Session 18: Moving West

LESSON OBJECTIVES: 

Students will define the following vocabulary words: backcountry and loft.

Students will explain why the Great Wagon Road was important to the settlement of the frontier.  

Students will examine what life was like on the frontier.

Students will analyze Daniel Boone's life on the frontier.

HOMEWORK:

Why do you think settlers of the backcountry were willing to face the hardships there? Imagine you are a settler who has moved to the frontier in the early 1700's. Write a journal entry in which describes your journey to the backcountry and the building of your new home. Be sure to include why you are have decided to face the hardships in the wilderness. 

Session 19: Settlement of the South

LESSON OBJECTIVES: 

Students will define the following vocabulary words: indentured servant, constitution, indigo and debtor.

Students will analyze the Calvert's colonization of Maryland.

Students will examine indentured servitude in the Maryland colony.

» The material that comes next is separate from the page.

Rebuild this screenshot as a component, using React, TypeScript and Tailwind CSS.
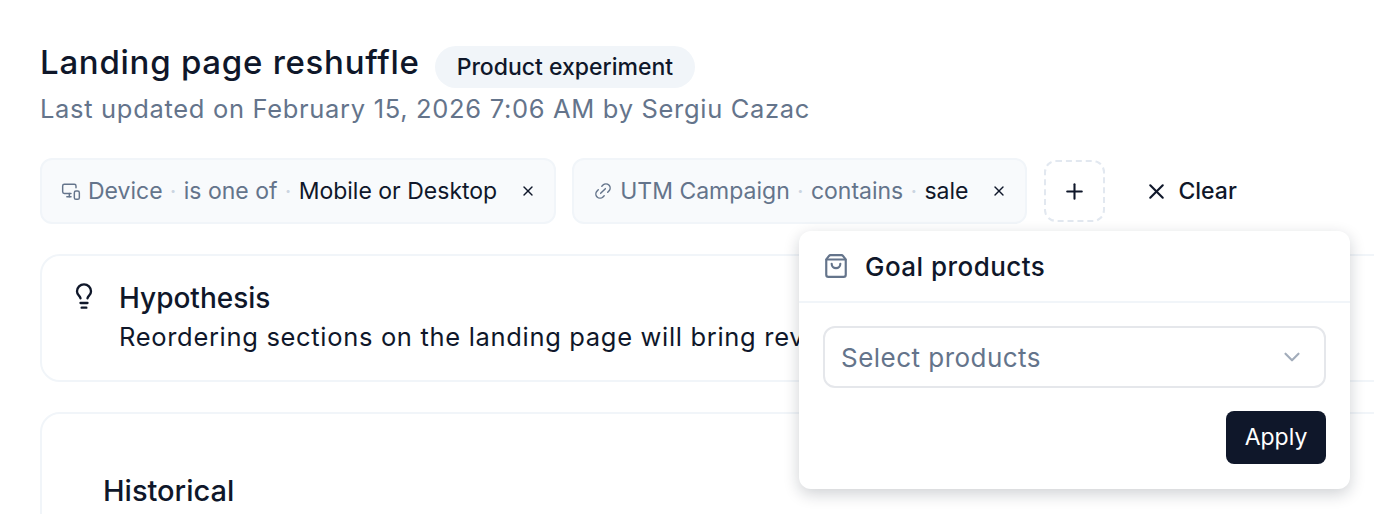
import { ChevronDown, Lightbulb, Link2, MonitorSmartphone, Plus, ShoppingBag, X } from 'lucide-react'

function FilterChip({ icon, field, op, value }: { icon: React.ReactNode; field: string; op: string; value: string }) {
  return (
    <div className="flex h-[66px] items-center rounded-[12px] border-2 border-[#f1f5f9] bg-[#f8fafc] pl-[19px] pr-[18px] text-[23px] text-[#64748b]">
      {icon}
      <span className="ml-[7px]">{field}</span>
      <span className="mx-[7.25px] text-[#cbd5e1]">·</span>
      <span>{op}</span>
      <span className="mx-[7.25px] text-[#cbd5e1]">·</span>
      <span className="text-[#0f172a]">{value}</span>
      <X className="ml-[23px] h-[16px] w-[16px] text-[#0f172a]" strokeWidth={2} />
    </div>
  )
}

export default function App() {
  return (
    <div className="relative h-[514px] w-[1374px] overflow-hidden bg-white pl-[40px] pt-[37px] font-['Inter',sans-serif]">
      <div className="flex h-[50px] items-center">
        <h1 className="text-[33px] font-medium leading-[42px] tracking-[0.73px] text-[#0f172a]">Landing page reshuffle</h1>
        <span className="ml-[15px] mt-[9px] rounded-full bg-[#f1f5f9] px-[22px] py-[5px] text-[23px] font-medium leading-[32px] text-[#0f172a]">
          Product experiment
        </span>
      </div>
      <p className="mt-[5px] text-[25.5px] leading-[34px] tracking-[0.68px] text-[#64748b]">
        Last updated on February 15, 2026 7:06 AM by Sergiu Cazac
      </p>

      <div className="mt-[32px] flex items-center">
        <FilterChip
          icon={<MonitorSmartphone className="h-[20px] w-[20px]" strokeWidth={1.75} />}
          field="Device"
          op="is one of"
          value="Mobile or Desktop"
        />
        <div className="ml-[16px]">
          <FilterChip
            icon={<Link2 className="h-[20px] w-[20px] -rotate-45" strokeWidth={1.75} />}
            field="UTM Campaign"
            op="contains"
            value="sale"
          />
        </div>
        <div className="ml-[17px] flex h-[62px] w-[61px] items-center justify-center rounded-[12px] border-2 border-dashed border-[#e2e8f0] text-[#0f172a]">
          <Plus className="h-[25px] w-[25px]" strokeWidth={2} />
        </div>
        <button className="ml-[39px] flex items-center gap-[9px] text-[23px] font-medium text-[#0f172a]">
          <X className="h-[25px] w-[25px]" strokeWidth={2} />
          Clear
        </button>
      </div>

      <div className="mt-[30px] flex h-[128px] w-[1400px] rounded-[20px] border-2 border-[#f1f5f9] pl-[28px] pt-[23px]">
        <Lightbulb className="mt-[3px] h-[28px] w-[28px] text-[#0f172a]" strokeWidth={2} />
        <div className="ml-[21px] text-[#0f172a]">
          <p className="text-[28px] font-medium leading-[38px]">Hypothesis</p>
          <p className="mt-[1px] whitespace-nowrap text-[25.5px] leading-[38px] tracking-[0.68px]">
            Reordering sections on the landing page will bring rev
          </p>
        </div>
      </div>

      <div className="mt-[30px] h-[200px] w-[1400px] rounded-[20px] border-2 border-[#f1f5f9] pl-[61px] pt-[57px]">
        <p className="text-[29px] font-medium leading-[40px] text-[#0f172a]">Historical</p>
      </div>

      <div className="absolute left-[799px] top-[231px] w-[551px] overflow-hidden rounded-[12px] bg-white shadow-[0_5px_16px_rgba(15,23,42,0.2)]">
        <div className="flex h-[72px] items-center border-b-2 border-[#f1f5f9] pl-[24px]">
          <ShoppingBag className="h-[26px] w-[26px] text-[#64748b]" strokeWidth={2} />
          <span className="ml-[16px] text-[26px] font-medium tracking-[0.46px] text-[#0f172a]">Goal products</span>
        </div>
        <div className="flex flex-col items-end px-[24px] pb-[25px] pt-[23px]">
          <div className="flex h-[62px] w-full items-center justify-between rounded-[12px] border-2 border-[#e5e7eb] pl-[16px] pr-[19px]">
            <span className="text-[26px] tracking-[0.47px] text-[#64748b]">Select products</span>
            <ChevronDown className="h-[26px] w-[26px] text-[#a3adbb]" strokeWidth={2} />
          </div>
          <button className="mt-[23px] flex h-[53px] w-[100px] items-center justify-center rounded-[8px] bg-[#0f172a] text-[23px] text-white">
            Apply
          </button>
        </div>
      </div>
    </div>
  )
}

Students will examine the importance of Maryland's Toleration Act and Carolina's constitution upon the future United States.

Students will understand why the Carolinas were split into North and South Carolina. 

Students will critique James Oglethorpe's leadership and accomplishments of using debtors to colonize Georgia.

Students will analyze the changes that occurred in Virginia with the growth of their population.

Students will practice telling fact from opinion.   

HOMEWORK:

What might have happened if rice and indigo had not grown well in the South Carolina colony?

Session 20: Southern Plantations

LESSON OBJECTIVES: 

Students will define the following vocabulary words: planter, tidewater, broker, auction, overseer, spiritual, and public service. 

Students will analyze the layout of a Southern plantation.

Students will examine the lives of plantation workers, plantation owners and slaves. 

Students will discover the important contribution Olaudah Equiano's book made to end slavery in the United States. 

Students will practice reading a resource and product map of the thirteen colonies.  

HOMEWORK:

Imagine you are living on a plantation. Take on a role and write a diary entry to show what a day on the plantation is like. Be prepared to share your entry with the class. 

Session 21: Southern Cities

LESSON OBJECTIVES: 

Students will define the following vocabulary words: apprentice, country seat and county.

Students will discover how people made a living in southern cities. 

Students will examine the importance Charles Town and other southern ports had upon the Southern Colonies.    

HOMEWORK:

What were the advantages and disadvantages of building more towns in the Southern Colonies?